─── Exercise data ───

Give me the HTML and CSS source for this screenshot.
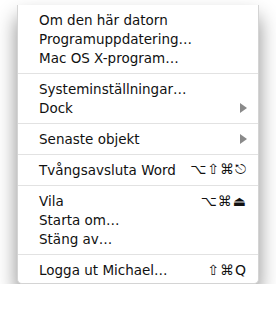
FILE: index.html
```html
<!DOCTYPE html>
<html>
<head>
    <title>Apple-menyn</title>
    <link rel="stylesheet" href="styles.css">
</head>
<body>
    <div class="menu">
        <div class="item"><span>Om den här datorn</span></div>
        <div class="item"><span>Programuppdatering…</span></div>
        <div class="item"><span>Mac OS X-program…</span></div>
        <div class="sep"></div>
        <div class="item"><span>Systeminställningar…</span></div>
        <div class="item"><span>Dock</span><span class="arrow"></span></div>
        <div class="sep"></div>
        <div class="item"><span>Senaste objekt</span><span class="arrow"></span></div>
        <div class="sep"></div>
        <div class="item"><span>Tvångsavsluta Word</span><span class="keys">⌥⇧⌘⎋</span></div>
        <div class="sep"></div>
        <div class="item"><span>Vila</span><span class="keys">⌥⌘⏏</span></div>
        <div class="item"><span>Starta om…</span></div>
        <div class="item"><span>Stäng av…</span></div>
        <div class="sep"></div>
        <div class="item"><span>Logga ut Michael…</span><span class="keys">⇧⌘Q</span></div>
    </div>
</body>
</html>
```

FILE: styles.css
```css
body {
    margin: 0;
    background-color: #fff;
    font-family: "DejaVu Sans", sans-serif;
}
.menu {
    width: 242px;
    box-sizing: border-box;
    margin: 5px 0 0 17px;
    padding: 5px 0 4px;
    background-color: #fff;
    border: 1px solid #d4d4d4;
    border-top: 0;
    border-radius: 0 0 5px 5px;
    box-shadow: 0 12px 20px rgba(0, 0, 0, 0.45);
}
.item {
    display: flex;
    justify-content: space-between;
    align-items: center;
    height: 19px;
    padding: 0 11px 0 21px;
    font-size: 13.5px;
    color: #111;
}
.sep {
    height: 1px;
    margin: 6px 0 5px;
    background-color: #e2e2e2;
}
.arrow {
    width: 0;
    height: 0;
    border-top: 5px solid transparent;
    border-bottom: 5px solid transparent;
    border-left: 7px solid #8a8a8a;
}
.keys {
    font-size: 14px;
    letter-spacing: 1px;
}
```
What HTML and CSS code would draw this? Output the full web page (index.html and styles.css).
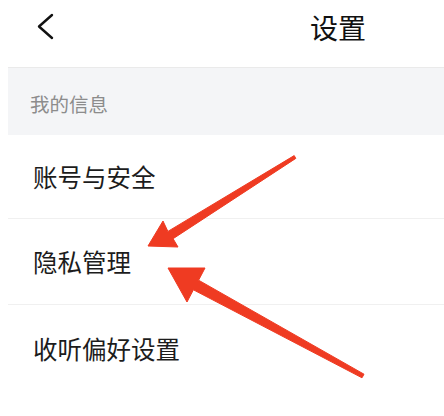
FILE: index.html
```html
<!DOCTYPE html>
<html>
<head>
    <meta charset="UTF-8">
    <title>设置</title>
    <link rel="stylesheet" href="styles.css">
</head>
<body>
    <div class="page">
        <!-- Top bar -->
        <div class="topbar">
            <svg class="back" width="20" height="28" viewBox="0 0 20 28">
                <polyline points="16,2 3,13.5 16,25" fill="none" stroke="#111" stroke-width="2.4" stroke-linecap="round" stroke-linejoin="round"/>
            </svg>
            <div class="title">设置</div>
        </div>

        <!-- My info section -->
        <div class="section">我的信息</div>
        <div class="item">账号与安全</div>
        <div class="item">隐私管理</div>
        <div class="item">收听偏好设置</div>
    </div>

    <!-- Annotation arrows -->
    <svg class="marks" width="444" height="416" viewBox="0 0 444 416">
        <polygon fill="#ef3b22" stroke="#ef3b22" stroke-width="1" stroke-linejoin="round"
            points="294.2,155.6 167.9,231.4 163,221 148,246 178,247 173.1,238.7 295.8,158.4"/>
        <polygon fill="#ef3b22" stroke="#ef3b22" stroke-width="1" stroke-linejoin="round"
            points="364,374.2 198.6,280.2 205,268 168,268 187,302 193.4,289.8 362,377.8"/>
    </svg>
</body>
</html>
```
FILE: styles.css
```css
body { margin: 0; background: #fff; font-family: "Noto Sans CJK SC", "Noto Sans", sans-serif; color: #1c1c1c; position: relative; overflow: hidden; }
.page { margin-left: 8px; }
.topbar { height: 67px; box-sizing: border-box; padding-bottom: 13px; display: flex; align-items: center; }
.back { margin-left: 28px; }
.title { margin-left: auto; margin-right: 78px; font-size: 28px; line-height: 1; color: #111; }
.section { height: 68px; box-sizing: border-box; border-top: 1px solid #eaeaea; background: #f4f5f7; padding-left: 22px; padding-top: 4px; display: flex; align-items: center; font-size: 19.5px; color: #8c8c8c; }
.item { height: 84px; box-sizing: border-box; padding-left: 25px; border-bottom: 1px solid #f0f0f0; display: flex; align-items: center; font-size: 24.5px; }
.item + .item { height: 86px; }
.item:last-child { border-bottom: none; }
.marks { position: absolute; top: 0; left: 0; pointer-events: none; }
```
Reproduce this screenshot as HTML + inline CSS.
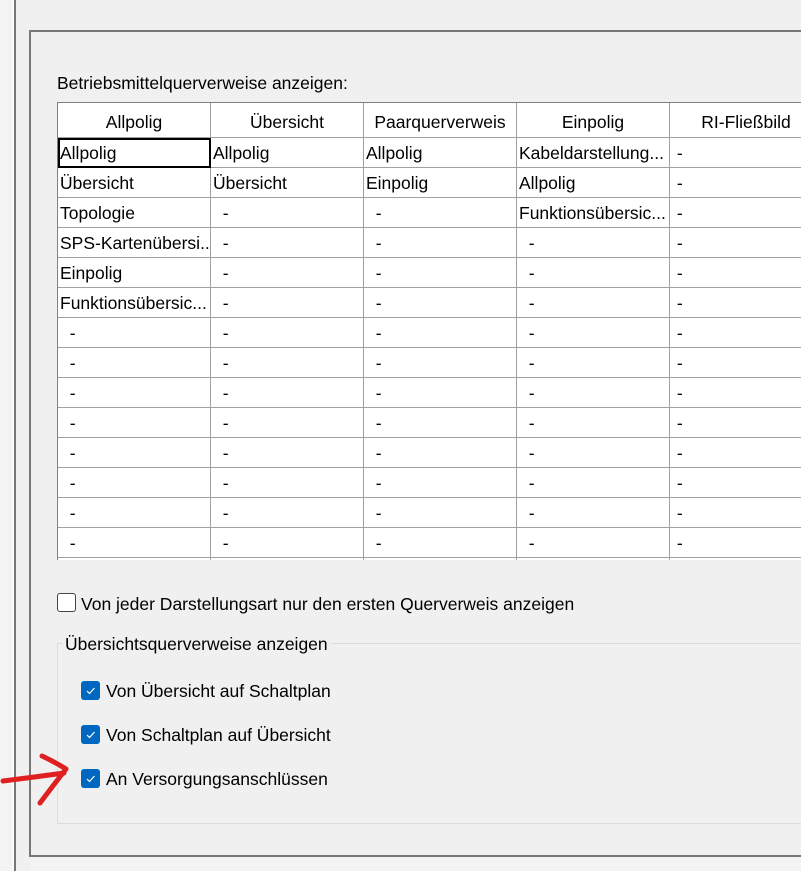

───

Reproduce the data above in full, exactly as it is, with the pictures left out.

Give me the HTML and CSS source for this screenshot.
FILE: index.html
```html
<!DOCTYPE html>
<html>
<head>
    <title>Apple-menyn</title>
    <link rel="stylesheet" href="styles.css">
</head>
<body>
    <div class="menu">
        <div class="item"><span>Om den här datorn</span></div>
        <div class="item"><span>Programuppdatering…</span></div>
        <div class="item"><span>Mac OS X-program…</span></div>
        <div class="sep"></div>
        <div class="item"><span>Systeminställningar…</span></div>
        <div class="item"><span>Dock</span><span class="arrow"></span></div>
        <div class="sep"></div>
        <div class="item"><span>Senaste objekt</span><span class="arrow"></span></div>
        <div class="sep"></div>
        <div class="item"><span>Tvångsavsluta Word</span><span class="keys">⌥⇧⌘⎋</span></div>
        <div class="sep"></div>
        <div class="item"><span>Vila</span><span class="keys">⌥⌘⏏</span></div>
        <div class="item"><span>Starta om…</span></div>
        <div class="item"><span>Stäng av…</span></div>
        <div class="sep"></div>
        <div class="item"><span>Logga ut Michael…</span><span class="keys">⇧⌘Q</span></div>
    </div>
</body>
</html>
```

FILE: styles.css
```css
body {
    margin: 0;
    background-color: #fff;
    font-family: "DejaVu Sans", sans-serif;
}
.menu {
    width: 242px;
    box-sizing: border-box;
    margin: 5px 0 0 17px;
    padding: 5px 0 4px;
    background-color: #fff;
    border: 1px solid #d4d4d4;
    border-top: 0;
    border-radius: 0 0 5px 5px;
    box-shadow: 0 12px 20px rgba(0, 0, 0, 0.45);
}
.item {
    display: flex;
    justify-content: space-between;
    align-items: center;
    height: 19px;
    padding: 0 11px 0 21px;
    font-size: 13.5px;
    color: #111;
}
.sep {
    height: 1px;
    margin: 6px 0 5px;
    background-color: #e2e2e2;
}
.arrow {
    width: 0;
    height: 0;
    border-top: 5px solid transparent;
    border-bottom: 5px solid transparent;
    border-left: 7px solid #8a8a8a;
}
.keys {
    font-size: 14px;
    letter-spacing: 1px;
}
```
What HTML and CSS code would draw this? Output the full web page (index.html and styles.css).
FILE: index.html
```html
<!DOCTYPE html>
<html>
<head>
    <meta charset="UTF-8">
    <title>设置</title>
    <link rel="stylesheet" href="styles.css">
</head>
<body>
    <div class="page">
        <!-- Top bar -->
        <div class="topbar">
            <svg class="back" width="20" height="28" viewBox="0 0 20 28">
                <polyline points="16,2 3,13.5 16,25" fill="none" stroke="#111" stroke-width="2.4" stroke-linecap="round" stroke-linejoin="round"/>
            </svg>
            <div class="title">设置</div>
        </div>

        <!-- My info section -->
        <div class="section">我的信息</div>
        <div class="item">账号与安全</div>
        <div class="item">隐私管理</div>
        <div class="item">收听偏好设置</div>
    </div>

    <!-- Annotation arrows -->
    <svg class="marks" width="444" height="416" viewBox="0 0 444 416">
        <polygon fill="#ef3b22" stroke="#ef3b22" stroke-width="1" stroke-linejoin="round"
            points="294.2,155.6 167.9,231.4 163,221 148,246 178,247 173.1,238.7 295.8,158.4"/>
        <polygon fill="#ef3b22" stroke="#ef3b22" stroke-width="1" stroke-linejoin="round"
            points="364,374.2 198.6,280.2 205,268 168,268 187,302 193.4,289.8 362,377.8"/>
    </svg>
</body>
</html>
```
FILE: styles.css
```css
body { margin: 0; background: #fff; font-family: "Noto Sans CJK SC", "Noto Sans", sans-serif; color: #1c1c1c; position: relative; overflow: hidden; }
.page { margin-left: 8px; }
.topbar { height: 67px; box-sizing: border-box; padding-bottom: 13px; display: flex; align-items: center; }
.back { margin-left: 28px; }
.title { margin-left: auto; margin-right: 78px; font-size: 28px; line-height: 1; color: #111; }
.section { height: 68px; box-sizing: border-box; border-top: 1px solid #eaeaea; background: #f4f5f7; padding-left: 22px; padding-top: 4px; display: flex; align-items: center; font-size: 19.5px; color: #8c8c8c; }
.item { height: 84px; box-sizing: border-box; padding-left: 25px; border-bottom: 1px solid #f0f0f0; display: flex; align-items: center; font-size: 24.5px; }
.item + .item { height: 86px; }
.item:last-child { border-bottom: none; }
.marks { position: absolute; top: 0; left: 0; pointer-events: none; }
```
Reproduce this screenshot as HTML + inline CSS.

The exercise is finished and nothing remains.